The U.S. Environmental Protection Agency and the San Francisco Department of Public Health announced their investigations after Bayview neighborhood activists on Monday released emails from 2006 to 2009 in which officials asked the developer and its consultants to help draft public statements about the safety of dust kicked up by the controversial building project.
San Francisco’s Board of Supervisors approved much of the sprawling redevelopment plan last year after receiving assurances from federal and local officials that it was safe, despite toxic compounds, radioactive contamination and naturally occurring asbestos in swaths of the shuttered shipyard’s soil. A 75-acre outlying chunk of the project area was transferred to Lennar in 2005, but the construction of homes has not yet begun.
You know that the calls to the FBI are from the same people that wanted to kill any development of the site…
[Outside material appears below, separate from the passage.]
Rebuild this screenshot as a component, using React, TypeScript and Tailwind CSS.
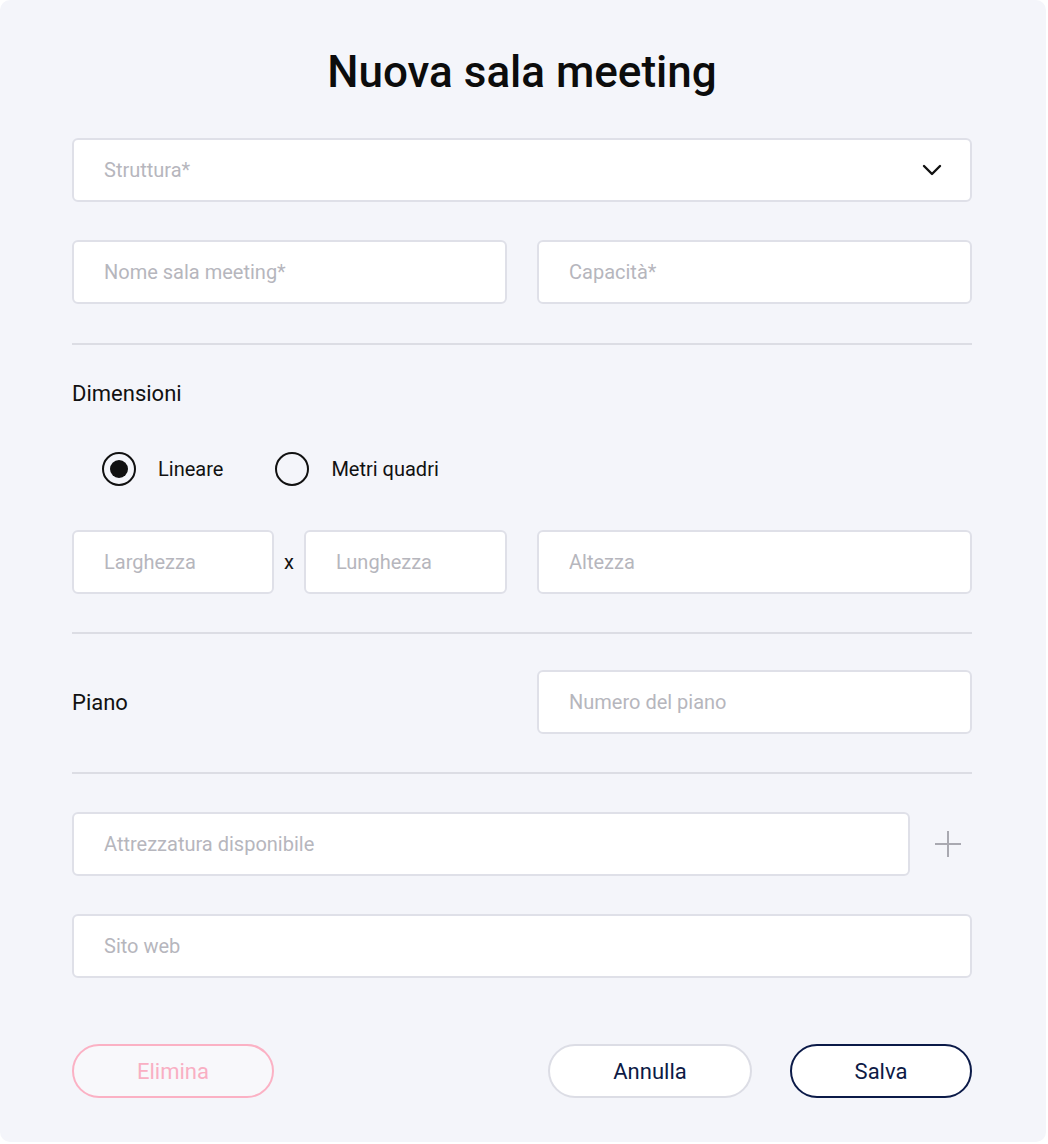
import { useState } from 'react'

const font = { fontFamily: 'Roboto, "Liberation Sans", sans-serif' }

function Field({ placeholder, className = '' }: { placeholder: string; className?: string }) {
  return (
    <input
      placeholder={placeholder}
      className={`h-[64px] min-w-0 rounded-[6px] border-2 border-[#dfe0e8] bg-white px-[30px] text-[20px] text-[#1a1a1a] placeholder:text-[#b6b6bd] outline-none ${className}`}
    />
  )
}

function Radio({ label, checked, onClick }: { label: string; checked: boolean; onClick: () => void }) {
  return (
    <button onClick={onClick} className="flex items-center gap-[22px]">
      <span className="flex h-[34px] w-[34px] items-center justify-center rounded-full border-2 border-[#111]">
        {checked && <span className="h-[18px] w-[18px] rounded-full bg-[#111]" />}
      </span>
      <span className="text-[20px] text-[#111]">{label}</span>
    </button>
  )
}

export default function App() {
  const [unit, setUnit] = useState<'lin' | 'mq'>('lin')

  return (
    <div className="min-h-screen bg-white" style={font}>
      <div className="flex h-[1142px] w-[1046px] flex-col rounded-[10px] bg-[#f4f5fa] pl-[72px] pr-[74px] pt-[46px]">
        <h1 className="text-center text-[44px] font-medium leading-[52px] text-[#0c0c0c]">Nuova sala meeting</h1>

        {/* Struttura */}
        <div className="mt-[40px] flex h-[64px] items-center justify-between rounded-[6px] border-2 border-[#dfe0e8] bg-white pl-[30px] pr-[28px]">
          <span className="text-[20px] text-[#b6b6bd]">Struttura*</span>
          <svg width="20" height="12" viewBox="0 0 20 12" fill="none">
            <path d="M2 2l8 8 8-8" stroke="#111" strokeWidth="2.4" strokeLinecap="round" strokeLinejoin="round" />
          </svg>
        </div>

        <div className="mt-[38px] grid grid-cols-2 gap-[30px]">
          <Field placeholder="Nome sala meeting*" />
          <Field placeholder="Capacità*" />
        </div>

        <div className="mt-[39px] h-[2px] bg-[#dcdde4]" />

        <div className="mt-[34px] text-[22px] leading-[30px] text-[#111]">Dimensioni</div>

        <div className="mt-[43px] flex items-center gap-[52px] pl-[30px]">
          <Radio label="Lineare" checked={unit === 'lin'} onClick={() => setUnit('lin')} />
          <Radio label="Metri quadri" checked={unit === 'mq'} onClick={() => setUnit('mq')} />
        </div>

        <div className="mt-[44px] grid grid-cols-2 gap-[30px]">
          <div className="flex items-center">
            <Field placeholder="Larghezza" className="w-[202px]" />
            <span className="w-[30px] text-center text-[20px] text-[#111]">x</span>
            <Field placeholder="Lunghezza" className="flex-1" />
          </div>
          <Field placeholder="Altezza" />
        </div>

        <div className="mt-[38px] h-[2px] bg-[#dcdde4]" />

        <div className="mt-[36px] grid grid-cols-2 items-center gap-[30px]">
          <span className="text-[22px] text-[#111]">Piano</span>
          <Field placeholder="Numero del piano" />
        </div>

        <div className="mt-[38px] h-[2px] bg-[#dcdde4]" />

        <div className="mt-[38px] flex items-center">
          <Field placeholder="Attrezzatura disponibile" className="flex-1" />
          <button className="ml-[25px] mr-[11px] text-[#a9a9b1]">
            <svg width="26" height="26" viewBox="0 0 26 26">
              <path d="M13 0v26M0 13h26" stroke="currentColor" strokeWidth="2" />
            </svg>
          </button>
        </div>

        <Field placeholder="Sito web" className="mt-[38px]" />

        <div className="mt-[66px] flex items-center">
          <button className="h-[54px] w-[202px] rounded-full border-2 border-[#fbb1c4] bg-[#f8f8fb] text-[22px] text-[#f9afc3]">
            Elimina
          </button>
          <div className="ml-auto flex gap-[38px]">
            <button className="h-[54px] w-[204px] rounded-full border-2 border-[#dcdde5] bg-white text-[22px] text-[#0d1a45]">
              Annulla
            </button>
            <button className="h-[54px] w-[182px] rounded-full border-2 border-[#0b1a48] bg-white text-[22px] text-[#0d1a45]">
              Salva
            </button>
          </div>
        </div>
      </div>
    </div>
  )
}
I suspect that the same calls could be made to FBI regarding the Western SOMA planning task force underway (community planning that started years ago under Chris Daly), since the plan is a status quo plan and allows to remain in place tons of auto repair and body shops whose buildings and surrounding residential area have be contaminated with chemicals for years.
Well this isn’t good …
also, “naturally occurring asbestos”??? asbestos is a naturally occurring material? you learn something everyday.
http://www.epa.gov/asbestos/pubs/clean.html 🙂
Yes, asbestos is a naturally occurring mineral and was mined for its various fire-resistant properties. It was *later* we discovered that minute particles of the mineral, when lodged in the lungs, caused cancer.
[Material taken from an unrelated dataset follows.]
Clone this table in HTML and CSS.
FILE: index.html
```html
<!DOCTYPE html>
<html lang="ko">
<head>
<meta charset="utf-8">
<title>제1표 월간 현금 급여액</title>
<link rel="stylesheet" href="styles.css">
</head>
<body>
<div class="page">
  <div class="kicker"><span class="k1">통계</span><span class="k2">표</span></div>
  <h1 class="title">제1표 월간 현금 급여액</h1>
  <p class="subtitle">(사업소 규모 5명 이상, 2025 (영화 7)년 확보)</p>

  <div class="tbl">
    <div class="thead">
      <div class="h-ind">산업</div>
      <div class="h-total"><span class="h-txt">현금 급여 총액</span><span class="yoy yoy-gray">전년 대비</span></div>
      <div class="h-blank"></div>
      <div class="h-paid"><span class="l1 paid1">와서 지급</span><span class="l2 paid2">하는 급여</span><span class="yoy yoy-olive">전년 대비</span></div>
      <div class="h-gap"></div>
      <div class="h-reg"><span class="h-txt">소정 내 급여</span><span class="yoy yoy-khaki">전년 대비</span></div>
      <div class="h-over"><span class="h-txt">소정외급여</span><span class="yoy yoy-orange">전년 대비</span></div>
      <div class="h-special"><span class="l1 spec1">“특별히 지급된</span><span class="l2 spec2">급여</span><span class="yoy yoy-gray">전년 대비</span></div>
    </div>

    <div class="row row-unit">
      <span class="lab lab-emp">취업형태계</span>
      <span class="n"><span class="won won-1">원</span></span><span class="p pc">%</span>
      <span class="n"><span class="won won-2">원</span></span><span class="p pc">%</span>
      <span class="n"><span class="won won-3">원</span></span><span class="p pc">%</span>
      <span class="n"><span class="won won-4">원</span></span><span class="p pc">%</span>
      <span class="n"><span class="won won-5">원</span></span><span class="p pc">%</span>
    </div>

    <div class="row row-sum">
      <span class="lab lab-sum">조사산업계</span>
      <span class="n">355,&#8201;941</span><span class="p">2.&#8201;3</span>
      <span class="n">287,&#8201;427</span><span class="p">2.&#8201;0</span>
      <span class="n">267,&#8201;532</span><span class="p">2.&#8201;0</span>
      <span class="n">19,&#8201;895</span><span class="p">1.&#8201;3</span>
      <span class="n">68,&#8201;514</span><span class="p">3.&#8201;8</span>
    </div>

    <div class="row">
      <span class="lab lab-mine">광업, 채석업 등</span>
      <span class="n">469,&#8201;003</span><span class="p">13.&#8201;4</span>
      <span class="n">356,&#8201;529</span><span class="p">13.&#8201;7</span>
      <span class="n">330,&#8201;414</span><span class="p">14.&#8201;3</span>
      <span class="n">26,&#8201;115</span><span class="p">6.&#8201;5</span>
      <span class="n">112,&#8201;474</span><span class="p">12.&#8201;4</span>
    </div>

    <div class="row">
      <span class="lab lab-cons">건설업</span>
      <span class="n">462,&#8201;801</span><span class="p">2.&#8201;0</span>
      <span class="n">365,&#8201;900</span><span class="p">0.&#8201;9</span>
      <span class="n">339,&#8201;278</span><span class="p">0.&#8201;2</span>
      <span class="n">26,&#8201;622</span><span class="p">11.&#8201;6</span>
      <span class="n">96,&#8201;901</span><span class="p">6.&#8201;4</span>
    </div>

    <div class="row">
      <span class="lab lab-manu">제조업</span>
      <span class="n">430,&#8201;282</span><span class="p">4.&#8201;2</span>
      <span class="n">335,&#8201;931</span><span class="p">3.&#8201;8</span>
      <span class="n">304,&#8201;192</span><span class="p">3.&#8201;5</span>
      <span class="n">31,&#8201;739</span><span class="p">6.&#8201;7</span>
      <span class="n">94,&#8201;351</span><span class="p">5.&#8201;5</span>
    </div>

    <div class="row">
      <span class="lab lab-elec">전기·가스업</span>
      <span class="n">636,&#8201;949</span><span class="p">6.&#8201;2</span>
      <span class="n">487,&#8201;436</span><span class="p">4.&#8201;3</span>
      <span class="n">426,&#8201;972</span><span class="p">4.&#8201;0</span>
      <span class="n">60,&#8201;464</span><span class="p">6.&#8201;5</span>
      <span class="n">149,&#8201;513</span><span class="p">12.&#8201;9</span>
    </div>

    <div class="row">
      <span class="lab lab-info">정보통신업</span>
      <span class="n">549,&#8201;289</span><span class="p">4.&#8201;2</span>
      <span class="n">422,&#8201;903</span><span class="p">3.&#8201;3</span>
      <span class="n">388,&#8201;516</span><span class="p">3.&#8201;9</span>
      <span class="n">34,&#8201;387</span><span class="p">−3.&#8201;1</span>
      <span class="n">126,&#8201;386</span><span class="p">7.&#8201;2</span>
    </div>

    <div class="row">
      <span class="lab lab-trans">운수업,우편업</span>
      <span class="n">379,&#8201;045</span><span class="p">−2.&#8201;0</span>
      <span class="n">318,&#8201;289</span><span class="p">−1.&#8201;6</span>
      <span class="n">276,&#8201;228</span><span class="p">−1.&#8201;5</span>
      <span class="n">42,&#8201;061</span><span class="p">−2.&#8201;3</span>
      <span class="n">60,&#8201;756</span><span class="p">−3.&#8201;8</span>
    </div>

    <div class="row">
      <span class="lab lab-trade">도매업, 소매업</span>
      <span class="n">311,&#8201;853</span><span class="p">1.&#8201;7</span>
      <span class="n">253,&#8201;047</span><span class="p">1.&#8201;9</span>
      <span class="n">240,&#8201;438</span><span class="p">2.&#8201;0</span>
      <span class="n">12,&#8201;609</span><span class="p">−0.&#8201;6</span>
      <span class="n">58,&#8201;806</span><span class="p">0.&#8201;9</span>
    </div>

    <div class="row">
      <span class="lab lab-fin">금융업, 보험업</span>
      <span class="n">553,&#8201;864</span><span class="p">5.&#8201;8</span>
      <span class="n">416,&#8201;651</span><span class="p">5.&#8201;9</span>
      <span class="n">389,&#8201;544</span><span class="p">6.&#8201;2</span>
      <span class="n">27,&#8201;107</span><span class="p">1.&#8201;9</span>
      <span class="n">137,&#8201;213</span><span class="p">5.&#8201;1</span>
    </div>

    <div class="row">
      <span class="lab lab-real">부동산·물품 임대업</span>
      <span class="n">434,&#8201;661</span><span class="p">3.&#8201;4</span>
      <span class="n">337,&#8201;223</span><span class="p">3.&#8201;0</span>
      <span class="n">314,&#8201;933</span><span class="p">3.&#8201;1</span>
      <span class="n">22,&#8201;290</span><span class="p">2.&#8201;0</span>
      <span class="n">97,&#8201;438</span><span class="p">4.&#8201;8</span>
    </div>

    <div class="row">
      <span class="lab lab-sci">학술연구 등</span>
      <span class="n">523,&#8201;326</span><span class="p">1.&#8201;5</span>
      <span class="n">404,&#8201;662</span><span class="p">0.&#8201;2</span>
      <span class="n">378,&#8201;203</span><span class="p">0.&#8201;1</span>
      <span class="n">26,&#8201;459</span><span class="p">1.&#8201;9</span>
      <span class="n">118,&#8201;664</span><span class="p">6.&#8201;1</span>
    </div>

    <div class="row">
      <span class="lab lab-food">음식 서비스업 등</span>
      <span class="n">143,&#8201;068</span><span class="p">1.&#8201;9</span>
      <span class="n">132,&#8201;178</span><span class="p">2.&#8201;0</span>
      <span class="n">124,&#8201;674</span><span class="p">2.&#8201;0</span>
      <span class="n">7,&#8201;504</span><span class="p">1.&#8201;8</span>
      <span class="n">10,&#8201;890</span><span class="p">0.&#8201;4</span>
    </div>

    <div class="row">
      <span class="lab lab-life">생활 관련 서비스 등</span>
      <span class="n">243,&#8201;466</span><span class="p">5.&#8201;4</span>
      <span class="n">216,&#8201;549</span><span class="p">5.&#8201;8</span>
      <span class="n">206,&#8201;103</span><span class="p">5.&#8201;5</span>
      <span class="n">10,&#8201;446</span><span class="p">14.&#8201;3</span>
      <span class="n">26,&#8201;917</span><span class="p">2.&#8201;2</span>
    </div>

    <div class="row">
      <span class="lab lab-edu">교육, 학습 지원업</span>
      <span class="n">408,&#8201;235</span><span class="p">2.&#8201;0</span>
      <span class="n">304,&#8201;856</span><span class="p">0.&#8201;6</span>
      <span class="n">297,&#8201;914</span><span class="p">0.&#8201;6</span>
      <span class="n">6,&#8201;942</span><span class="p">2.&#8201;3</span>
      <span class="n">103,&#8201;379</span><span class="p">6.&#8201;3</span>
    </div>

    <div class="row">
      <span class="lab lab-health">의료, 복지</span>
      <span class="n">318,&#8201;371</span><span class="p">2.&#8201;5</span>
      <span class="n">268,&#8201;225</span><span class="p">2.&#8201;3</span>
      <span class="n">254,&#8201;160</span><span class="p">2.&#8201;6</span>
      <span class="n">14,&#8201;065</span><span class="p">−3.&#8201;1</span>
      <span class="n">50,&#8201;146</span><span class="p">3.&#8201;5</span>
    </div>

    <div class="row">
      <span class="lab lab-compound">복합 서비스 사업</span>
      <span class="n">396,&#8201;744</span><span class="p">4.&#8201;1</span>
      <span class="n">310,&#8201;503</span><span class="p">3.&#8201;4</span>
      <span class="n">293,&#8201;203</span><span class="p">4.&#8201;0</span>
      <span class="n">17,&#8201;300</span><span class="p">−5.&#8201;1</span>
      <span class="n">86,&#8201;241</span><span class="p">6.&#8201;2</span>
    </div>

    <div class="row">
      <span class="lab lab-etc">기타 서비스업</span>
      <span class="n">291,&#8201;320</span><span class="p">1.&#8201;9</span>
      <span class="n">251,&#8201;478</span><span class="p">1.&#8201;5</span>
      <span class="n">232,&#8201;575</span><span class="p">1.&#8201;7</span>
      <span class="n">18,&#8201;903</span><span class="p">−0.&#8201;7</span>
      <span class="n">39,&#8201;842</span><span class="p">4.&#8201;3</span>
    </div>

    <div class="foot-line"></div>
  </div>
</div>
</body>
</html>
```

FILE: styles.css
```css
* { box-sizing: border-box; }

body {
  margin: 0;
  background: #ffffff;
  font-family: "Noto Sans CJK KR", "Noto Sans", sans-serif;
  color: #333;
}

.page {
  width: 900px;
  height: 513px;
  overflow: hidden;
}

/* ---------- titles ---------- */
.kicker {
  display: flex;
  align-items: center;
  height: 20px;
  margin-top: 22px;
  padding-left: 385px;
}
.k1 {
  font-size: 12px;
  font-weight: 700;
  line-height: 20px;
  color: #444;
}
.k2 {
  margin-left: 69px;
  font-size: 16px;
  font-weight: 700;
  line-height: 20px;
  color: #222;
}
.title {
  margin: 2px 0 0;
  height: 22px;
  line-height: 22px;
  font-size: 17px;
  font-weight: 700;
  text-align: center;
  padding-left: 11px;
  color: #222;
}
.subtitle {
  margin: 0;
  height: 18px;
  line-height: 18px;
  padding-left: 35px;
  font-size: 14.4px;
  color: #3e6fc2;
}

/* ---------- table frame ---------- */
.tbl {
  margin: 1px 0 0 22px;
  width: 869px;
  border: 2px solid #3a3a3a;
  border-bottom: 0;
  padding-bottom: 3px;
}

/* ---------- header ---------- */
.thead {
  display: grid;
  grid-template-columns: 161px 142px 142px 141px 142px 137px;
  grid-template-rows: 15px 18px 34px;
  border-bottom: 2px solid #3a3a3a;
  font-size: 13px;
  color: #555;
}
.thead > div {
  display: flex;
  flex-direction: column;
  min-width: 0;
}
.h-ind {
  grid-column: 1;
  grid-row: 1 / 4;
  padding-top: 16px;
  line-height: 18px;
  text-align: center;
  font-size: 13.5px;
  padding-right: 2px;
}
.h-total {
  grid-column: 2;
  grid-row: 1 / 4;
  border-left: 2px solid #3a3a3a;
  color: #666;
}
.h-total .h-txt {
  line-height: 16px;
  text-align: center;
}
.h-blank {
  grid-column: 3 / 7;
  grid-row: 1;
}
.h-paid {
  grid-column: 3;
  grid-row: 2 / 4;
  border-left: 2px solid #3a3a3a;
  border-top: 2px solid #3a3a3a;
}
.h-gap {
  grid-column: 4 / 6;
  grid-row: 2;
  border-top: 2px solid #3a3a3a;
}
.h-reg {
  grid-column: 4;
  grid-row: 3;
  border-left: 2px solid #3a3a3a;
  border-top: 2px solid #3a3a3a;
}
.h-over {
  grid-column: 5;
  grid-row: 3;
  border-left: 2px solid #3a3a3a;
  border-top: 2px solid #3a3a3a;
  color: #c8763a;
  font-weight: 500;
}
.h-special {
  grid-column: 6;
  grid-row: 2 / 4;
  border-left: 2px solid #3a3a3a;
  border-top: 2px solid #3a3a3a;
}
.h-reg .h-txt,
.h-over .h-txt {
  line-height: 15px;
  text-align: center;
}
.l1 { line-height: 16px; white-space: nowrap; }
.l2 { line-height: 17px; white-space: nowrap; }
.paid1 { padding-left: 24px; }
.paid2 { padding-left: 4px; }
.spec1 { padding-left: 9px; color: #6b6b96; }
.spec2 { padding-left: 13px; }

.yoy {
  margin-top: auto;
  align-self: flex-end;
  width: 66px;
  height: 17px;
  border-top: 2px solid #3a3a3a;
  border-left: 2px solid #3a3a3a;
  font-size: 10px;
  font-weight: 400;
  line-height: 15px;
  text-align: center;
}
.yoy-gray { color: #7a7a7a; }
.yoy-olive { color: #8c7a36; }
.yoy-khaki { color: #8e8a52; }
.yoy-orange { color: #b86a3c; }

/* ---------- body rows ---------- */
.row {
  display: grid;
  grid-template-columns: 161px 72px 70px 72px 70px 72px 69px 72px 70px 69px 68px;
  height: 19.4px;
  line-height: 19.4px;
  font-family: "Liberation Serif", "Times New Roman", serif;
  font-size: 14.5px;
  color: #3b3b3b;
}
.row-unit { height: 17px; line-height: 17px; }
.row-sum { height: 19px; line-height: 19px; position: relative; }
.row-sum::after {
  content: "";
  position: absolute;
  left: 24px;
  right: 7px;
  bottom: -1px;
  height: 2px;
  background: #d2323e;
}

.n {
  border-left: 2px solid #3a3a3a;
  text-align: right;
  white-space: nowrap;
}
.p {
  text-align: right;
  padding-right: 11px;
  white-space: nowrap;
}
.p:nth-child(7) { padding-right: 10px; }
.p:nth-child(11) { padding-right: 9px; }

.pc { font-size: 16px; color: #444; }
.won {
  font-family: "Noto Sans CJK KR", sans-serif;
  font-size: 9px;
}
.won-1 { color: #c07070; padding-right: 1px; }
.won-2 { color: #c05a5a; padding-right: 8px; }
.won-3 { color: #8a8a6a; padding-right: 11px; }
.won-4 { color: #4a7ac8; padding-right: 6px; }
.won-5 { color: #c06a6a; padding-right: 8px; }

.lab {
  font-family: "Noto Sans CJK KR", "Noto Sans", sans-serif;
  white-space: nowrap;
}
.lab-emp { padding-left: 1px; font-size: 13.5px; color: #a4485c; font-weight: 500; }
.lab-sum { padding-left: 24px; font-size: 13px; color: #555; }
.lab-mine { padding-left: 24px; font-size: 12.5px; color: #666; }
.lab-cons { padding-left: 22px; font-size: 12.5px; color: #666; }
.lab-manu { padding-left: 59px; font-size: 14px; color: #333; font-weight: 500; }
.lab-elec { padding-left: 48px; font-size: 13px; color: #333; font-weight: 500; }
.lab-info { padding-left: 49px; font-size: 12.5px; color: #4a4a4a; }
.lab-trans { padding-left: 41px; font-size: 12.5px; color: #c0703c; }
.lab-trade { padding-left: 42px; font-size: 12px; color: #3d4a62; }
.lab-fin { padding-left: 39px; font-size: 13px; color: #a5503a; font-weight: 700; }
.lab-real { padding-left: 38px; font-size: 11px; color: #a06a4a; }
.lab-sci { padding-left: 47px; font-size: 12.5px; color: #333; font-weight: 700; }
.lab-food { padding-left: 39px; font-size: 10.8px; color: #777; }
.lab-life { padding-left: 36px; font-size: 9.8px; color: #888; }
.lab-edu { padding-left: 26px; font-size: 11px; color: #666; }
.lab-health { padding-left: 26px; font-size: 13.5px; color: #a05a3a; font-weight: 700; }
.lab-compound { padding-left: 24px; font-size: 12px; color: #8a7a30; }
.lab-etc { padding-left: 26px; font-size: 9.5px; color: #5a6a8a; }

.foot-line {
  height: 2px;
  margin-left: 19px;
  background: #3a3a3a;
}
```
Serpentine is a complex of 20+ closely related minerals. Some of the minerals in the complex have asbestos in them. Hunter’s Point has a fair amount of naturally occurring serpentine. Ergo the development there has to mitigate the asbestos.
I’ve not investigated this particular issue in depth, so it’s entirely possible there is also asbestos left over from previous uses of the land.
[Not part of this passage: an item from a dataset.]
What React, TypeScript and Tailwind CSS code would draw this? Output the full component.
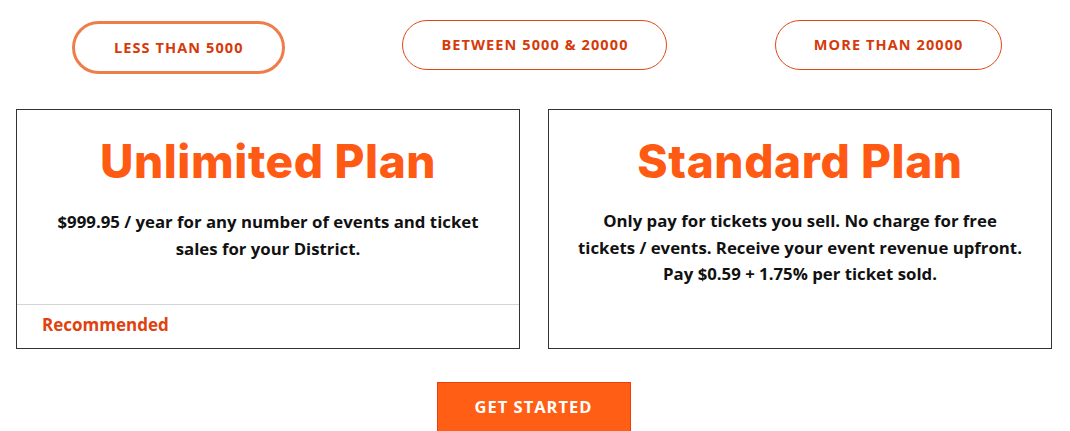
import React from "react";

const orange = "#ff5a14";

export default function App() {
  return (
    <div className="w-[1070px] h-[431px] overflow-hidden bg-white" style={{ fontFamily: '"Open Sans", sans-serif' }}>
      <div className="grid grid-cols-3 pt-[20px] h-[109px]">
        <div className="flex justify-center pl-[1px]">
          <button className="mt-[1px] w-[213px] h-[53px] rounded-full border-[3px] border-[#ef7d4c] text-[#d63a0a] text-[14.5px] font-bold tracking-[1.1px]">
            LESS THAN 5000
          </button>
        </div>
        <div className="flex justify-center">
          <button className="w-[265px] h-[50px] rounded-full border-[1.5px] border-[#e04812] text-[#d63a0a] text-[14.5px] font-bold tracking-[1.1px]">
            BETWEEN 5000 &amp; 20000
          </button>
        </div>
        <div className="flex justify-center pr-[6px]">
          <button className="w-[227px] h-[50px] rounded-full border-[1.5px] border-[#e04812] text-[#d63a0a] text-[14.5px] font-bold tracking-[1.1px]">
            MORE THAN 20000
          </button>
        </div>
      </div>
      <div className="grid grid-cols-2 gap-[28px] pl-[16px] pr-[18px]">
        <div className="h-[240px] border border-[#333] flex flex-col">
          <div className="flex-1 flex flex-col items-center pt-[26px]">
            <h2 className="text-[46px] leading-[50px] font-extrabold tracking-[0.6px]" style={{ color: orange, fontFamily: "Inter, sans-serif" }}>
              Unlimited Plan
            </h2>
            <p className="mt-[22px] text-[16.8px] leading-[27px] font-bold text-[#111] text-center px-[30px]">
              $999.95 / year for any number of events and ticket sales for your District.
            </p>
          </div>
          <div className="h-[44px] border-t border-[#d4d4d4] flex items-center pl-[25px] pb-[4px]">
            <span className="text-[17px] font-bold text-[#e0420f]">Recommended</span>
          </div>
        </div>
        <div className="h-[240px] border border-[#333] flex flex-col items-center pt-[26px]">
          <h2 className="text-[46px] leading-[50px] font-extrabold tracking-[0.6px]" style={{ color: orange, fontFamily: "Inter, sans-serif" }}>
            Standard Plan
          </h2>
          <p className="mt-[22px] text-[16.8px] leading-[26.5px] font-bold text-[#111] text-center px-[26px]">
            Only pay for tickets you sell. No charge for free tickets / events. Receive your event revenue upfront. Pay $0.59 + 1.75% per ticket sold.
          </p>
        </div>
      </div>
      <div className="flex justify-center pt-[33px] pr-[3px]">
        <button className="w-[194px] h-[52px] bg-[#ff5e14] border border-[#e8400a] text-white text-[16.5px] font-bold tracking-[1px] pb-[2px]">
          GET STARTED
        </button>
      </div>
    </div>
  );
}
Being a plant nerd, I have a special love for serpentine, as the most interesting and beautiful wildflowers in California are found on it.
Asbestos occurs throughout many of the naturally occuring Serpentine rock deposits in SF and all over the State of CA.
It was recognized as a “miracle mineral” and as such saved many lives with its fire retardant nature. It was also used as soundproofing (popcorn ceilings in older houses) and now has been recognized as occuring in window glazing, floor and ceiling tiles, sheet rock taping, and so on. All of these have to be investigated and/or mitigated prior to a building demolition to comply with air standards. It is a very cool rock to the touch.
I thought that most of the radioactive waste was underwater in bay mud.
I’m surprised if the developer tried to skimp on the asbestos and other toxic dust mitigation because that’s pretty easy to control with water trucks and other methods.
There could be other toxic stuff out there. A navy consumes a lot of chemicals and it wasn’t until the 1970s that society woke up to the dangers of groundwater contamination. Being a USG facility allowed this place to evade regulatory oversight.
It is far easier to cleanup a site before it is rebuilt.